Schilderij

Haast, snel handelen, levens redden – dat is het beeld van ambulancezorg dat de meeste mensen hebben. Maar het ritme van de zorgambulance is anders. Natuurlijk zijn ook wij gebonden aan strakke tijdschema’s, maar we doen het rustiger aan. Er is meer ruimte voor emoties en tijd voor gesprekken. Misschien dat juist daarom de ritten met de zorgambulance me het meest raken.

We brengen een doodzieke man naar het hospice, waar hij zal sterven. Het kan niet altijd, maar vaak vragen we of iemand nog ergens heen wil. Deze man wil nog één keer naar de boerderij van zijn vader, waar hij is opgegroeid.

Het is een prachtige dag. We zijn met zo’n grote bus met schuifdeuren aan de zijkanten. Op het eerste landweggetje dat we tegenkomen, zetten we de schuifdeuren open. De frisse lentelucht stroomt de zorgambulance binnen. De man kijkt naar buiten: een strakblauwe hemel, velden vol gele boterbloempjes – net een schilderij.

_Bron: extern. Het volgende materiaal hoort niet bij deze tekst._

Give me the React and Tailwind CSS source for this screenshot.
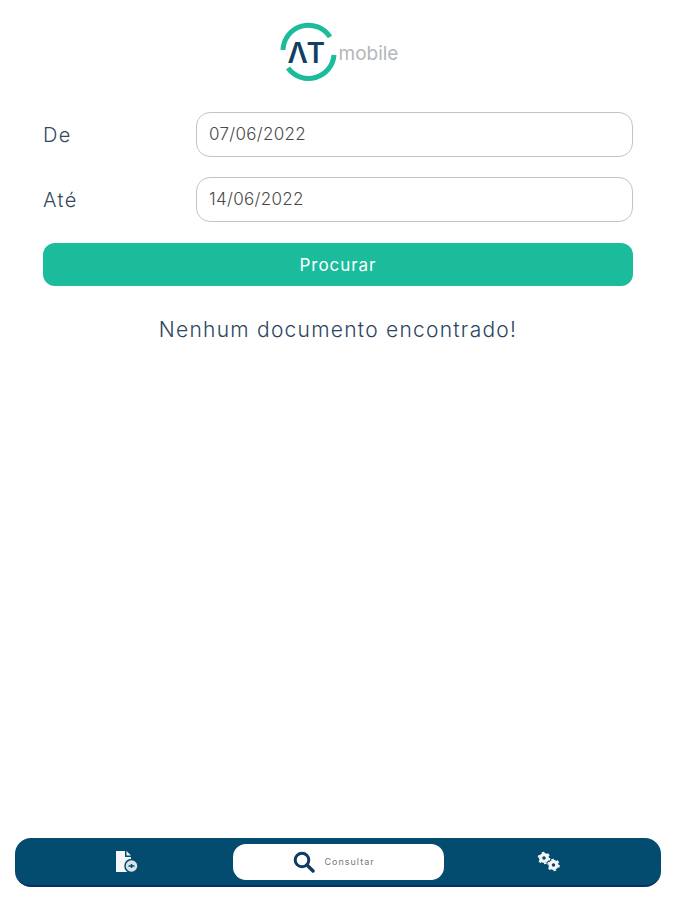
const font = { fontFamily: "Inter, 'Noto Sans', sans-serif" };

function Logo() {
  return (
    <div className="flex h-[112px] items-start justify-center pt-[23px]">
      <svg width="120" height="60" viewBox="0 0 120 60" className="overflow-visible">
        <path d="M5 27 A25.5 25.5 0 0 1 52 14" fill="none" stroke="#1abc9c" strokeWidth="5" />
        <path d="M10 45 A25.5 25.5 0 0 0 56 32" fill="none" stroke="#1abc9c" strokeWidth="5" />
        <text x="9.5" y="40" fontSize="28" fontWeight="600" fill="#123f63" fontFamily="Inter, sans-serif">Λ</text>
        <text x="28.5" y="40" fontSize="28" fontWeight="600" fill="#123f63" fontFamily="Inter, sans-serif">T</text>
        <text x="60.5" y="36.5" fontSize="19" fill="#b3b7ba" fontFamily="Inter, sans-serif">mobile</text>
      </svg>
    </div>
  );
}

function DateRow({ label, value }) {
  return (
    <div className="flex items-center">
      <label className="w-[153px] text-[20px] font-light tracking-[1.4px] text-[#34495e]">{label}</label>
      <div className="flex h-[45px] flex-1 items-center rounded-[14px] border-[1.5px] border-[#c4c4c4] bg-white pl-[12px] pr-3 text-[17px] font-light tracking-[0.3px] text-[#4a4a4a]">
        {value}
      </div>
    </div>
  );
}

function FileAddIcon() {
  return (
    <svg width="24" height="24" viewBox="0 0 24 24">
      <path d="M1 1 H10 V7 H16 V22 H1 Z" fill="#f4f6f8" />
      <path d="M11.5 1 L16 5.5 H11.5 Z" fill="#f4f6f8" />
      <circle cx="16.5" cy="16" r="6.5" fill="#d9e2e8" stroke="#034c6f" strokeWidth="1.5" />
      <path d="M13.5 16 H19.5 M16.5 14 V18" stroke="#034c6f" strokeWidth="1.5" />
    </svg>
  );
}

// duas engrenagens separadas, os dentes saem do tracejado
function GearsIcon() {
  return (
    <svg width="24" height="22" viewBox="0 0 24 22" fill="none">
      <circle cx="7" cy="7" r="3.4" stroke="#f4f6f8" strokeWidth="3.2" />
      <circle cx="7" cy="7" r="5.4" stroke="#f4f6f8" strokeWidth="1.8" strokeDasharray="2.6 3.05" />
      <circle cx="16.5" cy="14" r="3.4" stroke="#f4f6f8" strokeWidth="3.2" />
      <circle cx="16.5" cy="14" r="5.4" stroke="#f4f6f8" strokeWidth="1.8" strokeDasharray="2.6 3.05" />
    </svg>
  );
}

function SearchIcon() {
  return (
    <svg width="22" height="22" viewBox="0 0 22 22" fill="none" stroke="#123a63">
      <circle cx="9" cy="9" r="6.8" strokeWidth="3" />
      <path d="M14 14 L20 20" strokeWidth="3.4" strokeLinecap="round" />
    </svg>
  );
}

export default function App() {
  return (
    <div className="flex min-h-[900px] flex-col bg-white" style={font}>
      <Logo />
      <main className="flex flex-1 flex-col pl-[43px] pr-[42px]">
        <div className="flex flex-col gap-5">
          <DateRow label="De" value="07/06/2022" />
          <DateRow label="Até" value="14/06/2022" />
        </div>
        <button className="mt-[21px] h-[43px] rounded-[12px] bg-[#1abc9c] pt-[2px] text-[17px] font-normal tracking-[0.95px] text-white">
          Procurar
        </button>
        <p className="mt-[28px] text-center text-[21px] font-light tracking-[1.25px] text-[#2c4560]">
          Nenhum documento encontrado!
        </p>
      </main>
      <div className="pl-[15px] pr-[14px] pb-[13px]">
        <nav className="flex h-[49px] items-center rounded-[16px] border-b-2 border-[#062f63] bg-[#034c6f] px-[5px]">
          <div className="flex flex-1 items-center justify-center pl-[2px]">
            <FileAddIcon />
          </div>
          <div className="flex h-[36px] w-[211px] items-center gap-[10px] rounded-[13px] bg-white pl-[60px]">
            <SearchIcon />
            <span className="text-[9px] tracking-[1px] text-[#777777]">Consultar</span>
          </div>
          <div className="flex flex-1 items-center justify-center pr-[2px]">
            <GearsIcon />
          </div>
        </nav>
      </div>
    </div>
  );
}
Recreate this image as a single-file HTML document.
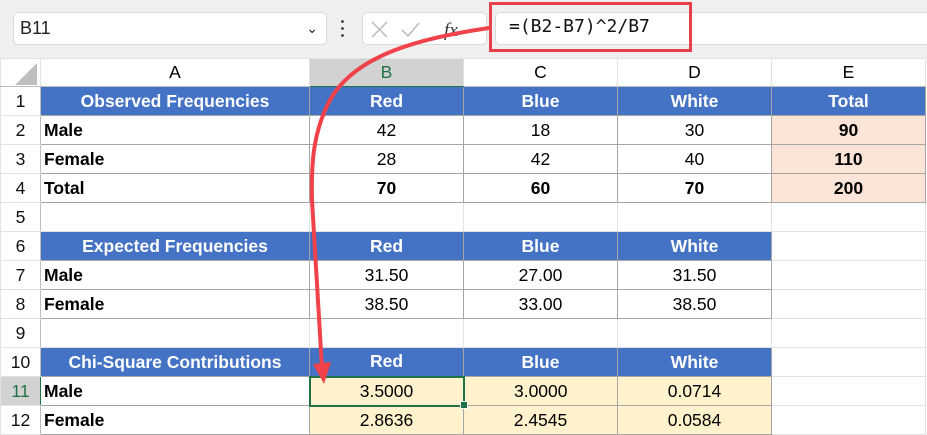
<!DOCTYPE html>
<html><head><meta charset="utf-8"><style>
body{margin:0;width:927px;height:435px;overflow:hidden;background:#fff;font-family:"Liberation Sans",sans-serif;position:relative}
.top{position:absolute;left:0;top:0;width:927px;height:58px;background:#f0f0f0}
.nb{position:absolute;left:13px;top:12px;width:314px;height:33px;background:#fff;border:1px solid #d9d9d9;border-radius:5px;box-sizing:border-box;font-size:18px;line-height:31px;padding-left:6px;color:#222}
.fb{position:absolute;left:362px;top:12px;width:125px;height:33px;background:#fff;border:1px solid #d9d9d9;border-radius:5px;box-sizing:border-box}
.fi{position:absolute;left:495px;top:12px;width:440px;height:33px;background:#fff;border:1px solid #d9d9d9;border-radius:5px;box-sizing:border-box}
.red{position:absolute;left:489px;top:2px;width:203px;height:50px;border:3px solid #e8404a;box-sizing:border-box}
.ft{position:absolute;left:509px;top:16px;font-family:"DejaVu Sans Mono",monospace;font-size:18px;color:#111}
table{position:absolute;left:0;top:58px;border-collapse:collapse;table-layout:fixed}
td{height:29px;padding:0;border:1px solid #e2e2e2;font-size:17.5px;text-align:center;white-space:nowrap;overflow:hidden;color:#000;box-sizing:border-box}
tr.ch td{background:#fff;border-bottom:1px solid #bdbdbd;height:28px}
td.rh{text-align:center;border-right:1px solid #bdbdbd;color:#111}
td.h{background:#4472c4;color:#fff;font-weight:bold;border:1px solid #a6a6a6}
td.d{border:1px solid #a6a6a6}
td.l{text-align:left;font-weight:bold;padding-left:3px}
td.b{font-weight:bold}
td.p{background:#fce4d6}
td.y{background:#fff2cc}
</style></head><body>
<div class="top"></div>
<div class="nb">B11<span style="position:absolute;right:8px;top:0;font-size:14px">&#8964;</span></div>
<div style="position:absolute;left:341px;top:18px;width:3px;height:22px;background:radial-gradient(circle,#444 1.3px,transparent 1.5px) 0 0/3px 7px"></div>
<div class="fb"><svg width="125" height="33" style="position:absolute;left:0;top:0"><path d="M9 9L24 24M24 9L9 24" stroke="#bbb" stroke-width="1.5"/><path d="M39 17L45 23L56 10" stroke="#bbb" stroke-width="1.5" fill="none"/><text x="81" y="23" font-family="Liberation Serif" font-style="italic" font-size="19" fill="#333">fx</text></svg></div>
<div class="fi"></div>
<div class="ft">=(B2-B7)^2/B7</div>
<div class="red"></div>
<table>
<colgroup><col style="width:40px"><col style="width:269px"><col style="width:154px"><col style="width:154px"><col style="width:154px"><col style="width:154px"></colgroup>
<tr class="ch"><td style="position:relative"><svg width="34" height="24" style="position:absolute;left:14px;top:2px"><path d="M22 2L22 24L0 24Z" fill="#bfbfbf"/></svg></td><td>A</td><td style="background:#d2d2d2;color:#217346;border-bottom:1px solid #217346">B</td><td>C</td><td>D</td><td>E</td></tr>
<tr><td class="rh">1</td><td class="h">Observed Frequencies</td><td class="h">Red</td><td class="h">Blue</td><td class="h">White</td><td class="h">Total</td></tr>
<tr><td class="rh">2</td><td class="d l">Male</td><td class="d">42</td><td class="d">18</td><td class="d">30</td><td class="d p b">90</td></tr>
<tr><td class="rh">3</td><td class="d l">Female</td><td class="d">28</td><td class="d">42</td><td class="d">40</td><td class="d p b">110</td></tr>
<tr><td class="rh">4</td><td class="d l">Total</td><td class="d b">70</td><td class="d b">60</td><td class="d b">70</td><td class="d p b">200</td></tr>
<tr><td class="rh">5</td><td></td><td></td><td></td><td></td><td></td></tr>
<tr><td class="rh">6</td><td class="h">Expected Frequencies</td><td class="h">Red</td><td class="h">Blue</td><td class="h">White</td><td></td></tr>
<tr><td class="rh">7</td><td class="d l">Male</td><td class="d">31.50</td><td class="d">27.00</td><td class="d">31.50</td><td></td></tr>
<tr><td class="rh">8</td><td class="d l">Female</td><td class="d">38.50</td><td class="d">33.00</td><td class="d">38.50</td><td></td></tr>
<tr><td class="rh">9</td><td></td><td></td><td></td><td></td><td></td></tr>
<tr><td class="rh">10</td><td class="h">Chi-Square Contributions</td><td class="h">Red</td><td class="h">Blue</td><td class="h">White</td><td></td></tr>
<tr><td class="rh" style="background:#d2d2d2;color:#217346;border-right:1px solid #217346">11</td><td class="d l">Male</td><td class="d y" style="border:2px solid #217346">3.5000</td><td class="d y">3.0000</td><td class="d y">0.0714</td><td></td></tr>
<tr><td class="rh">12</td><td class="d l">Female</td><td class="d y">2.8636</td><td class="d y">2.4545</td><td class="d y">0.0584</td><td></td></tr>
</table>
<div style="position:absolute;left:460px;top:401px;width:6px;height:6px;background:#217346;border:1px solid #fff"></div>
<svg width="927" height="435" style="position:absolute;left:0;top:0;pointer-events:none">
<path d="M489 28C420 38 355 55 330 100C314 130 311 160 312 200L322 368" stroke="#f0424a" stroke-width="4" fill="none" stroke-linecap="round"/>
<path d="M313 364L331 362L324 384Z" fill="#f0424a"/>
</svg>
</body></html>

Op de brancard rijden we hem een rondje om de boerderij. Hij kan niet naar binnen, want de brancard past niet door de deur. Toch is hij ongelofelijk dankbaar dat hij nog één keer op die plek mag zijn. We weten allemaal: hij komt hier nooit meer terug.

We rijden hem langs de moestuintjes. Hij vertelt me hoe hij daar vroeger speelde en wat voor beesten ze op de boerderij hadden. Het beeld van die idyllische plek met de velden vol gele bloemen zal ik nooit vergeten. Ik besef dat we niet alleen afscheid nemen van zijn ouderlijk huis, maar van zijn hele geschiedenis. Ik voel me bevoorrecht dat ik hem dit nog kan geven.

 

De verhalen over ‘Het Echte Werk’ zijn gebaseerd op de realiteit. Om privacyredenen zijn ze op details aangepast.